There it is in your analogy – the heart of the matter. If the costs were slight, then one might not be concerned.
Yet, the costs are anything but slight, and our state has truly pressing needs too long neglected.
That’s it: #boondoggle.
The glass excuse is an interesting issue. The glass panels for Gen 10.5 LCD’s are very large, about 11’x9.5′ and extra thin. It’s not like window glass at all. They don’t travel all that well. There is no way that Foxconn didn’t know where their glass was coming from, so it certainly seems like they threw an “Oh, by the way…We need you to give us 2/3 of the money we need to build a glass factory in Wisco-World” move at Walker.
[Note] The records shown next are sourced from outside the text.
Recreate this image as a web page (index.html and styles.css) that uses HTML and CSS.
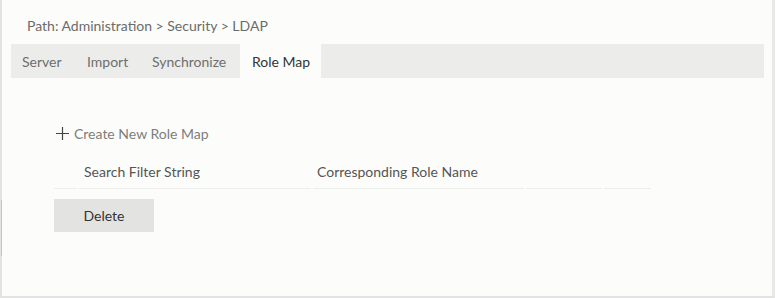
FILE: index.html
```html
<!DOCTYPE html>
<html>
<head>
<meta charset="utf-8">
<link rel="stylesheet" href="styles.css">
</head>
<body>
<div class="frame">
  <span class="edge-mark"></span>
  <div class="path">Path: Administration &gt; Security &gt; LDAP</div>
  <div class="tabs">
    <div class="tab t-server">Server</div>
    <div class="tab t-import">Import</div>
    <div class="tab t-sync">Synchronize</div>
    <div class="tab t-role active">Role Map</div>
  </div>
  <div class="content">
    <div class="create">
      <svg class="plus" width="13" height="13" viewBox="0 0 13 13"><path d="M6.5 0V13M0 6.5H13" stroke="#444" stroke-width="1.2" fill="none"/></svg>
      <span>Create New Role Map</span>
    </div>
    <div class="thead">
      <div class="cell c0"></div>
      <div class="cell c1">Search Filter String</div>
      <div class="cell c2">Corresponding Role Name</div>
      <div class="cell c3"></div>
      <div class="cell c4"></div>
    </div>
    <button class="btn">Delete</button>
  </div>
</div>
</body>
</html>
```
FILE: styles.css
```css
html, body {
  margin: 0;
  padding: 0;
  background: #fcfdfb;
}
body {
  font-family: Lato, "Open Sans", sans-serif;
  font-size: 14px;
}
.frame {
  position: relative;
  box-sizing: border-box;
  width: 775px;
  height: 298px;
  border-left: 2px solid #e3e3e2;
  border-right: 3px solid #e8e8e7;
  border-bottom: 2px solid #e3e3e3;
}
.edge-mark {
  position: absolute;
  left: -1px;
  top: 200px;
  width: 1px;
  height: 56px;
  background: #c4c4c4;
}
.path {
  color: #6b6b6b;
  padding: 16px 0 0 25px;
  height: 44px;
  box-sizing: border-box;
  line-height: 20px;
}
.tabs {
  display: flex;
  margin-left: 9px;
  width: 753px;
  height: 34px;
  background: #ecedea;
}
.tab {
  box-sizing: border-box;
  padding-left: 11px;
  line-height: 35px;
  color: #6e6e6e;
  white-space: nowrap;
}
.t-server { width: 65px; }
.t-import { width: 65px; }
.t-sync { width: 99px; }
.t-role { width: 81px; padding-left: 12px; }
.tab.active {
  background: #fcfdfb;
  color: #333;
}
.content {
  padding: 43px 0 0 52px;
}
.create {
  display: flex;
  align-items: center;
  height: 24px;
  color: #7d7d7d;
  gap: 5px;
  padding-left: 2px;
}
.thead {
  display: flex;
  gap: 2px;
  margin-top: 13px;
  height: 31px;
}
.cell {
  box-sizing: border-box;
  height: 31px;
  border-bottom: 1px solid #eceeec;
  line-height: 27px;
  color: #555;
  padding-left: 5px;
  white-space: nowrap;
}
.c0 { width: 23px; }
.c1 { width: 232px; }
.c2 { width: 211px; padding-left: 4px; }
.c3 { width: 76px; }
.c4 { width: 47px; }
.btn {
  display: block;
  margin-top: 10px;
  width: 100px;
  height: 33px;
  border: none;
  background: #e3e4e1;
  font-family: inherit;
  font-size: 14px;
  color: #333;
  padding: 0;
}
```
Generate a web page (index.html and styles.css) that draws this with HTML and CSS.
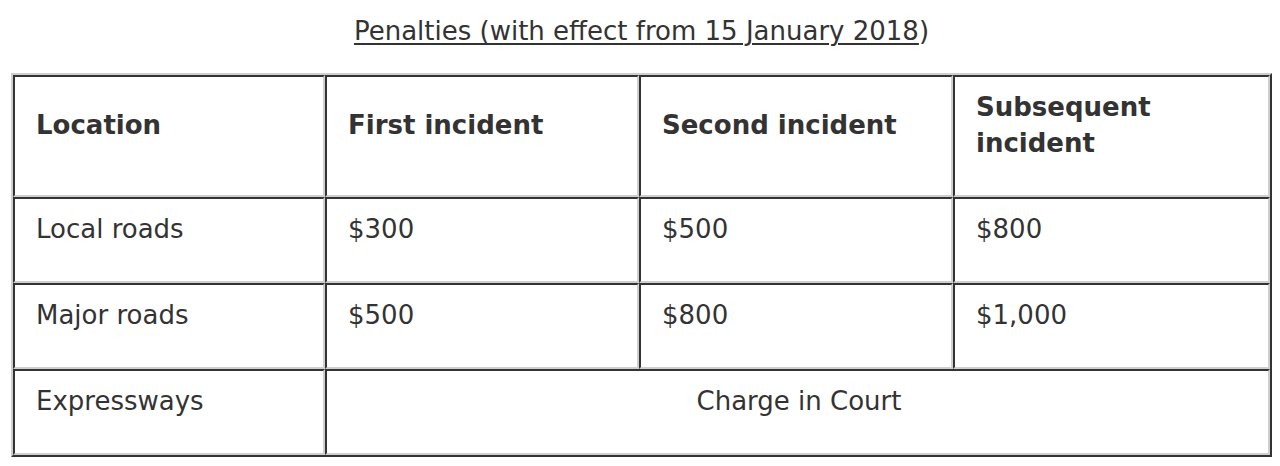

That WEDC didn’t ask the right questions seems entirely plausible, given WEDC’s legendary incompetence.
This Baby Ruth just floated to the top of Walker’s hot tub and he is now being very quiet about how did such a smart move with Foxconn.
You’ve been clear, and right, about the direction of this project (and its technical limitations) from the beginning. It’s like watching an auto accident unfold slowly before one’s eyes, where someone else has already explained the regrettable trajectories.